— Слушаюсь, ваше превосходительство.
— Ржевский — две трёхдюймовки на обратный скат Высокой. Не четыре. Две. Остальные две оставляю на старом фронте у вашего сменщика. Поручику передадите, что я сам ему напишу, чтобы он не считал меня свиньёй.
— Передам.
— Капитан.
— Ваше превосходительство.
— Они начнут с гавани, как вы сказали. По нашей эскадре. Первую неделю — недели может не быть, у нас может быть три дня — они работают по неподвижной воде. Вторую неделю — по фортам. На третью — по горе.
— Так точно.
— У нас на гору — одиннадцать дней по бумаге Сергея Александровича. Я хочу, чтобы вы туда подняли свой состав за пять.
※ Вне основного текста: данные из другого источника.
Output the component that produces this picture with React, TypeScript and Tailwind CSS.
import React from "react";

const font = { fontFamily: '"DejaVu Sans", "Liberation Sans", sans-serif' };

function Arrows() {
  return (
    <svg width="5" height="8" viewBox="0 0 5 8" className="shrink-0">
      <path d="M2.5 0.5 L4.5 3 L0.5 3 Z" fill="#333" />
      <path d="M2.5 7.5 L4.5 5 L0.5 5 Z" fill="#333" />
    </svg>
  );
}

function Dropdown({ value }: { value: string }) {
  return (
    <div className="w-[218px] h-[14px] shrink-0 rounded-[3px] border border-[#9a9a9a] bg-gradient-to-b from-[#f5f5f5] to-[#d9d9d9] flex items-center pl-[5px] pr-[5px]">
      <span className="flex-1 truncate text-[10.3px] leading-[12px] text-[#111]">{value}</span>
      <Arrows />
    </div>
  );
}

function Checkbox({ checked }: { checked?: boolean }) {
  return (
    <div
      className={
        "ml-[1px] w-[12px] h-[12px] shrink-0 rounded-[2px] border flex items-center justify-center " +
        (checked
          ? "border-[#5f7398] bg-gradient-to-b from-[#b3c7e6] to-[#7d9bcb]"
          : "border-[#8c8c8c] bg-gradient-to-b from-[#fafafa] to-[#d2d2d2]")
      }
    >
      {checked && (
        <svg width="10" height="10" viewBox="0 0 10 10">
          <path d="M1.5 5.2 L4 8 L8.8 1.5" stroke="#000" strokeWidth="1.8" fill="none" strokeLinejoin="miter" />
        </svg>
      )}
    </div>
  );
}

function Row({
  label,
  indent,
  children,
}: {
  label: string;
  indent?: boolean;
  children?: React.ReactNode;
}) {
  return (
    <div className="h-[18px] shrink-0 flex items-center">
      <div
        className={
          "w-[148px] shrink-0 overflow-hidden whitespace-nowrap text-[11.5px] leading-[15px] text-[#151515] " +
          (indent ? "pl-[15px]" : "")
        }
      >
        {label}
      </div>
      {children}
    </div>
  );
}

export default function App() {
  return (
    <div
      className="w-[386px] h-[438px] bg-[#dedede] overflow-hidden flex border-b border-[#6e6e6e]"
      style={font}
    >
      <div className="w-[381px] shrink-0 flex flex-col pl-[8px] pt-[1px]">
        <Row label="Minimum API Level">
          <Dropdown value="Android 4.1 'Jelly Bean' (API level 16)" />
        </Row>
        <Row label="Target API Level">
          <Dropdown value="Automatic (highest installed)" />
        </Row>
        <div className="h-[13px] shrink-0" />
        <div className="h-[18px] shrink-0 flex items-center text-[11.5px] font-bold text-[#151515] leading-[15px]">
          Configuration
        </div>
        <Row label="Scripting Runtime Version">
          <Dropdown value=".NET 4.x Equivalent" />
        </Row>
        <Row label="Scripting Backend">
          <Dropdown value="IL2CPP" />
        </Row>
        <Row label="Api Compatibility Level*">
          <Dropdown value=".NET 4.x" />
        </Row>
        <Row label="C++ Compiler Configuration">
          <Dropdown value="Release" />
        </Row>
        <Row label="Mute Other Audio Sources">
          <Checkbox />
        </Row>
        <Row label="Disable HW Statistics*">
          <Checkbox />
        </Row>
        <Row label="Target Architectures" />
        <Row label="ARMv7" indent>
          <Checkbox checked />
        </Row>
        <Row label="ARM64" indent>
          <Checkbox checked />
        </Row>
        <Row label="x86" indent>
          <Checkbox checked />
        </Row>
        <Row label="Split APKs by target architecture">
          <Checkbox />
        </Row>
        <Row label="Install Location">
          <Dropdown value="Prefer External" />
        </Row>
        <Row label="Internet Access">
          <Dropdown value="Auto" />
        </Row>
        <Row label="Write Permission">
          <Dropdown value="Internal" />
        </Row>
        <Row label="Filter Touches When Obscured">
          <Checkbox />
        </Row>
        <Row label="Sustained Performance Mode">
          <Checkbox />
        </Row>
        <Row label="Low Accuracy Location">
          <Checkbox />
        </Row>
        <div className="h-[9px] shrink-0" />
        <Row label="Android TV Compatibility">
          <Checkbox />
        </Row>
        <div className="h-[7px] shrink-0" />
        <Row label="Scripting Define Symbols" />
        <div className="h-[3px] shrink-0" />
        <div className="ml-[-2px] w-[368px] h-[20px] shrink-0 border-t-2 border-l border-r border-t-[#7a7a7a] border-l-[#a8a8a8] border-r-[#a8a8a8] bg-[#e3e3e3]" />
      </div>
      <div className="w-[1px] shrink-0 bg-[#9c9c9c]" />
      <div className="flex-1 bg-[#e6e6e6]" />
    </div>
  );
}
— За пять, ваше превосходительство.
— Не дольше.
— Не дольше.
Кондратенко не сказал «не выходите наверх» и не сказал «Дмитрий Алексеевич». Личного регистра в этот вечер не было; наедине, лицом к карте, без свидетелей, он держал служебный регистр сознательно, как держат прямой штык на смотру, и Волков — тоже сознательно — не делал ни одного движения на сокращение дистанции. Он не сел; он не отпил из второго стакана, который Звегинцев молча поставил на угол стола в середине разговора; он не поправил воротник.
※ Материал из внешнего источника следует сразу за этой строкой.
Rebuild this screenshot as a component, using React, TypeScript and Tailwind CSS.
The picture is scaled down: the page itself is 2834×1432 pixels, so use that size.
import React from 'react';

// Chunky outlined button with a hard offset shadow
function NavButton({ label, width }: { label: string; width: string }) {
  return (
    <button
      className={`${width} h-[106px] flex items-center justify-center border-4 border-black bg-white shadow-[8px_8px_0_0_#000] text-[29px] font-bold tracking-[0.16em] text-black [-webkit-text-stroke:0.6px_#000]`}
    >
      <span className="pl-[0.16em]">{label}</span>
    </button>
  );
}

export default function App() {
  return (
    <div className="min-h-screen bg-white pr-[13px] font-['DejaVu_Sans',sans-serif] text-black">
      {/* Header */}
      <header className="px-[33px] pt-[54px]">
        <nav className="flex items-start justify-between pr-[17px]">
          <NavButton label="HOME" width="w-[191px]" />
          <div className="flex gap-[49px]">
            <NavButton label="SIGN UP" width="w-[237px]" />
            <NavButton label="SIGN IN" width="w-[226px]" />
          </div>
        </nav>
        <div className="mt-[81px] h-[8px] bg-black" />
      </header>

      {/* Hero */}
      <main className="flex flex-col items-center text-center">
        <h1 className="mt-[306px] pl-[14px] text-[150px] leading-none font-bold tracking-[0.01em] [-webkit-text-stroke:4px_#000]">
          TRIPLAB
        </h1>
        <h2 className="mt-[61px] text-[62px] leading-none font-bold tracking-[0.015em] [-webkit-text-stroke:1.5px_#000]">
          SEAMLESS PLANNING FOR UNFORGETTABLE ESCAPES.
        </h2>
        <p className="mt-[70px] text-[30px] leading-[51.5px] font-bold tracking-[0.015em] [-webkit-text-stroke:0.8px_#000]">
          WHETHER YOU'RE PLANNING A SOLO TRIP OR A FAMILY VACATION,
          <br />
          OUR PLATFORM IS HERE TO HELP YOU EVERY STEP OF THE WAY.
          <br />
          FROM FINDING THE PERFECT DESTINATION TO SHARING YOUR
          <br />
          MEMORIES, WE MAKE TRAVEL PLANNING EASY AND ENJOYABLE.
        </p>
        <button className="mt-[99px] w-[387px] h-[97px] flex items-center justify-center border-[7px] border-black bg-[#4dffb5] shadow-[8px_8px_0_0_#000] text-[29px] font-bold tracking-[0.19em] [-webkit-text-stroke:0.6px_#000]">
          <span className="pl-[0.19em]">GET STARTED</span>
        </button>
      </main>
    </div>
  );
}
Когда он уже стоял на пороге, шинель внакидку, фуражка в руке, Кондратенко наконец обернулся; пенсне он надел заново, и за стёклами глаза у него были не усталые, а очень внимательные, той особенной усталой внимательностью, какая бывает у врачей перед сложной операцией.
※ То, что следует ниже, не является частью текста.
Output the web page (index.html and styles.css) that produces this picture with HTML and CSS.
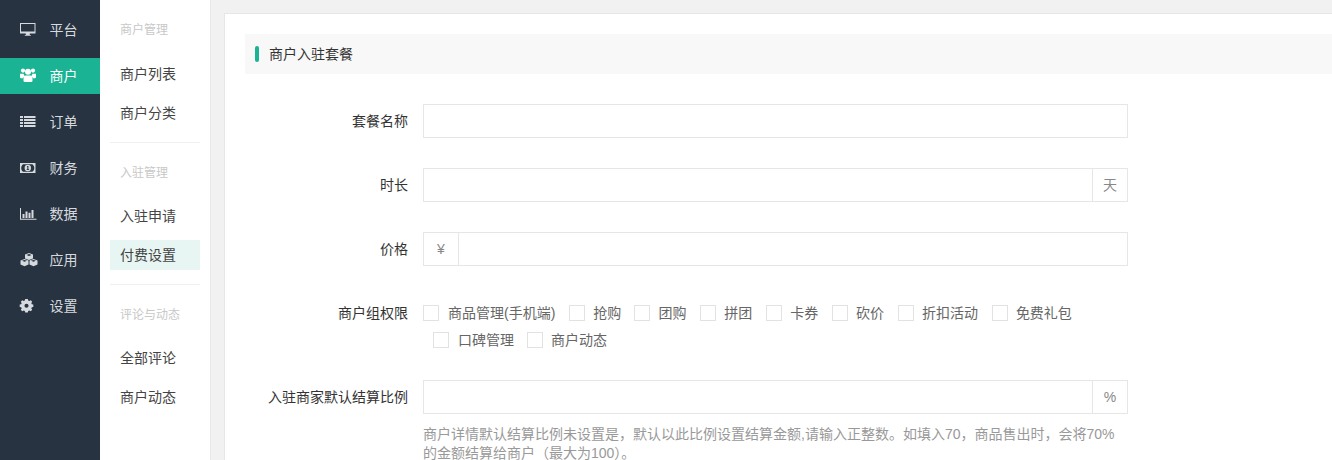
FILE: index.html
```html
<!DOCTYPE html>
<html lang="zh-CN">
<head>
<meta charset="utf-8">
<title>商户入驻套餐</title>
<link rel="stylesheet" href="styles.css">
</head>
<body>
<div class="app">
  <nav class="nav">
    <a class="nav-item"><svg class="ico" viewBox="0 0 16 14"><path fill-rule="evenodd" d="M0 1h15.500v10.500H0zM1 2v7.500h13.500V2zM5.800 11.500h4v1.500h1v.7h-6V13h1z"/></svg><span>平台</span></a>
    <a class="nav-item active"><svg class="ico" viewBox="0 0 16 14"><circle cx="3" cy="2.600" r="2.100"/><circle cx="13" cy="2.600" r="2.100"/><circle cx="8" cy="3.800" r="3"/><path d="M0 5.800h3.600a4 4 0 0 0 1.200 2.300A4 4 0 0 0 3 10.300H1.200Q0 10.300 0 9.100zM16 5.800h-3.600a4 4 0 0 1-1.200 2.300 4 4 0 0 1 1.800 2.200h1.800q1.200 0 1.200-1.200zM5.500 7.400h5q2 .5 2 3.400v1.900q0 1.200-1.200 1.200H4.700q-1.200 0-1.200-1.200v-1.900q0-2.900 2-3.400z"/></svg><span>商户</span></a>
    <a class="nav-item"><svg class="ico" viewBox="0 0 16 14"><path d="M0 2h3v2H0zM4 2h11.500v2H4zM0 5h3v2H0zM4 5h11.500v2H4zM0 8h3v2H0zM4 8h11.500v2H4zM0 11h3v2H0zM4 11h11.500v2H4z"/></svg><span>订单</span></a>
    <a class="nav-item"><svg class="ico" viewBox="0 0 16 14"><path fill-rule="evenodd" d="M0 3h15.500v10H0zM1.200 8c0 1.600 1 3.500 2 3.800h9c1-.3 2.100-2.200 2.100-3.800s-1.100-3.500-2.100-3.800h-9c-1 .3-2 2.200-2 3.800z"/><path fill-rule="evenodd" d="M7.800 4.800a3.200 3.200 0 1 1 0 6.400 3.200 3.200 0 0 1 0-6.400zM7.300 6H8.400v3.200h.7V10H6.600v-.8h.7V7H6.800z"/></svg><span>财务</span></a>
    <a class="nav-item"><svg class="ico" viewBox="0 0 16 14"><path d="M0 2h1v10.700h15.500v1H0zM2.500 8h2v4h-2zM5.500 5.500h2V12h-2zM8.500 6.800h2V12h-2zM11.500 4h2v8h-2z"/></svg><span>数据</span></a>
    <a class="nav-item"><svg class="ico wide" viewBox="0 0 18 14"><path fill-rule="evenodd" d="M9 1l4 1.500v4L9 8 5 6.500v-4zM6.500 2.900L9 3.900l2.500-1L9 2z"/><path fill-rule="evenodd" d="M4.500 7l4 1.500v4l-4 1.800L.5 12.500v-4zM2 8.800l2.500 1 2.500-1-2.500-.9z"/><path fill-rule="evenodd" d="M13.500 7l4 1.500v4l-4 1.800-4-1.800v-4zM11 8.800l2.500 1 2.500-1-2.500-.9z"/></svg><span>应用</span></a>
    <a class="nav-item"><svg class="ico" viewBox="0 0 16 14"><path fill-rule="evenodd" d="M5.200 1h2.600l.4 1.500 1.200.5 1.400-.8 1.400 1.500-.9 1.300.5 1.200 1.500.4v2.300l-1.500.4-.5 1.200.9 1.300-1.400 1.500-1.400-.8-1.200.5-.4 1.500H5.200l-.4-1.500-1.200-.5-1.400.8L.8 11.800l.9-1.300-.5-1.200L-.300 8.900V6.600l1.500-.4.5-1.200-.9-1.300L2.200 2.200l1.400.8 1.200-.5zM6.500 5.700a2 2 0 1 0 0 4.100 2 2 0 0 0 0-4.100z"/></svg><span>设置</span></a>
  </nav>
  <aside class="sub">
    <section class="sub-group">
      <h4 class="sub-title">商户管理</h4>
      <a class="sub-item">商户列表</a>
      <a class="sub-item">商户分类</a>
    </section>
    <section class="sub-group">
      <h4 class="sub-title">入驻管理</h4>
      <a class="sub-item">入驻申请</a>
      <a class="sub-item current">付费设置</a>
    </section>
    <section class="sub-group">
      <h4 class="sub-title">评论与动态</h4>
      <a class="sub-item">全部评论</a>
      <a class="sub-item">商户动态</a>
    </section>
  </aside>
  <main class="main">
    <div class="card">
      <div class="section-head"><i class="section-bar"></i><span class="section-text">商户入驻套餐</span></div>
      <div class="row">
        <label class="label">套餐名称</label>
        <div class="field"><div class="input-group"><span class="input"></span></div></div>
      </div>
      <div class="row">
        <label class="label">时长</label>
        <div class="field"><div class="input-group"><span class="input"></span><span class="addon">天</span></div></div>
      </div>
      <div class="row">
        <label class="label">价格</label>
        <div class="field"><div class="input-group"><span class="addon left">¥</span><span class="input"></span></div></div>
      </div>
      <div class="row row-checks">
        <label class="label">商户组权限</label>
        <div class="field checks">
          <label class="check first"><i class="box"></i>商品管理(手机端)</label>
          <label class="check second"><i class="box"></i>抢购</label>
          <label class="check"><i class="box"></i>团购</label>
          <label class="check"><i class="box"></i>拼团</label>
          <label class="check"><i class="box"></i>卡券</label>
          <label class="check"><i class="box"></i>砍价</label>
          <label class="check"><i class="box"></i>折扣活动</label>
          <label class="check"><i class="box"></i>免费礼包</label>
          <label class="check line-start"><i class="box"></i>口碑管理</label>
          <label class="check after-line"><i class="box"></i>商户动态</label>
        </div>
      </div>
      <div class="row">
        <label class="label">入驻商家默认结算比例</label>
        <div class="field">
          <div class="input-group"><span class="input"></span><span class="addon">%</span></div>
          <p class="help">商户详情默认结算比例未设置是，默认以此比例设置结算金额,请输入正整数。如填入70，商品售出时，会将70%的金额结算给商户（最大为100）。</p>
        </div>
      </div>
    </div>
  </main>
</div>
</body>
</html>
```
FILE: styles.css
```css
* { box-sizing: border-box; }
html, body { margin: 0; height: 100%; overflow: hidden; }
body {
  font-family: "Liberation Sans", "Noto Sans CJK SC", sans-serif;
  font-size: 14px;
  color: #333;
  background: #f1f1f1;
}
.app { display: flex; height: 460px; overflow: hidden; }

.nav { width: 100px; flex: none; background: #283341; padding-top: 12px; }
.nav-item {
  display: flex;
  align-items: center;
  height: 36px;
  margin-bottom: 10px;
  padding: 0 0 2px 20px;
  color: #d6dade;
}
.nav-item.active { background: #1ab394; color: #fff; }
.ico { width: 16px; height: 14px; margin-right: 13.5px; fill: currentColor; flex: none; overflow: visible; }
.ico.wide { width: 18px; margin-right: 11.5px; }

.sub {
  width: 111px;
  flex: none;
  background: #fff;
  border-right: 1px solid #e8e8e8;
  padding: 0 10px;
}
.sub-group { padding-top: 21px; height: 142px; border-bottom: 1px solid #f0f0f0; }
.sub-group:first-child { height: 143px; }
.sub-group:last-child { border-bottom: 0; }
.sub-title { margin: 0 0 19px 10px; font-size: 12px; line-height: 18px; font-weight: 400; color: #c8c8c8; }
.sub-group:first-child .sub-title { margin-bottom: 20px; }
.sub-item { display: block; height: 30px; line-height: 30px; padding-left: 10px; margin-bottom: 9px; color: #444; }
.sub-item.current { background: #e8f6f3; }

.main { flex: 1; min-width: 0; padding: 13px 0 0 13px; overflow: hidden; }
.card {
  width: 1300px;
  min-height: 600px;
  background: #fff;
  border: 1px solid #e6e6e6;
  padding: 20px 0 0 20px;
}
.section-head {
  display: flex;
  align-items: center;
  height: 40px;
  padding-left: 10px;
  margin-bottom: 30px;
  background: #f8f8f8;
  color: #333;
}
.section-bar { width: 4px; height: 16px; margin-right: 10px; border-radius: 2px; background: #1ab394; }
.section-text { padding-bottom: 2px; }

.row { display: flex; margin-bottom: 30px; }
.label { width: 163px; flex: none; text-align: right; line-height: 34px; color: #333; margin-right: 15px; }
.field { width: 705px; flex: none; }
.input-group { display: flex; height: 34px; border: 1px solid #e6e6e6; background: #fff; }
.input { flex: 1; }
.addon { width: 35px; flex: none; border-left: 1px solid #e6e6e6; text-align: center; line-height: 32px; color: #888; }
.addon.left { border-left: 0; border-right: 1px solid #e6e6e6; }

.row-checks { margin-bottom: 26px; }
.checks { line-height: 27px; margin-top: 4px; }
.row-checks .label { line-height: 27px; margin-top: 4px; }
.check { display: inline-block; margin-left: 10px; color: #666; line-height: 27px; }
.box {
  display: inline-block;
  width: 16px;
  height: 16px;
  margin-right: 8px;
  vertical-align: -3px;
  border: 1px solid #e2e2e2;
  background: #fff;
}
.check.first { margin-left: 0; }
.check.first .box, .check.line-start .box { margin-right: 9px; }
.check.second { margin-right: -0.7px; }
.check.after-line { margin-left: 9px; }
.help { margin: 11px 0 0; line-height: 19px; color: #999; }
```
— Капитан. Ещё одно. Вы там, на горе, не будете один. Это не Цзиньчжоу, у вас не будет генерала Фока, готового ничего не дать. Я сам туда буду подниматься. Раз в три дня, может, чаще. Не для того, чтобы вам мешать. Для того, чтобы вы знали — если нужен один телеграф, телеграф будет в моём кабинете.
— Так точно, ваше превосходительство.
— И, капитан.
— Слушаю.
— Если у вас нет недели — передавайте через Звегинцева сразу. Без бумаги, словом. Я разверну то, что можно развернуть. Чего нельзя — буду думать.
— Слушаюсь.
В дверях Звегинцев молча подал ему шинель в рукав; в передней Михеев уже сидел не у окна, а у двери — с другим пакетом, видимо, приготовленным за это полчаса. На лестнице к выходу было слышно, как за второй закрытой дверью кто-то — судя по голосу, начальник Артиллерийского управления — говорил неровно и громче, чем положено в кабинете Кондратенко; Волков на эту дверь даже не повернул головы.
К Тигровому хвосту он вернулся не верхней дорогой, а нижней, через Старый город, потому что нижняя дорога шла мимо угла, с которого видно было гавань целиком, и потому что ему сейчас, не для дела, а для головы, нужно было увидеть гавань ещё раз: «Полтаву» в доке, «Ретвизан» у Северного отрога, «Победу» у выхода. Всё стояло. Один водяной столб сегодня лёг и ушёл; больше воды по гавани в этот вечер не вставало; вода успокоилась и держала на себе все эти серые и чёрные силуэты, от которых в тысяча девятьсот пятом году в Порт-Артуре, по той потёртой книжке двадцать первого века, не осталось ни одного. Он постоял у угла одну минуту, не больше, и пошёл дальше.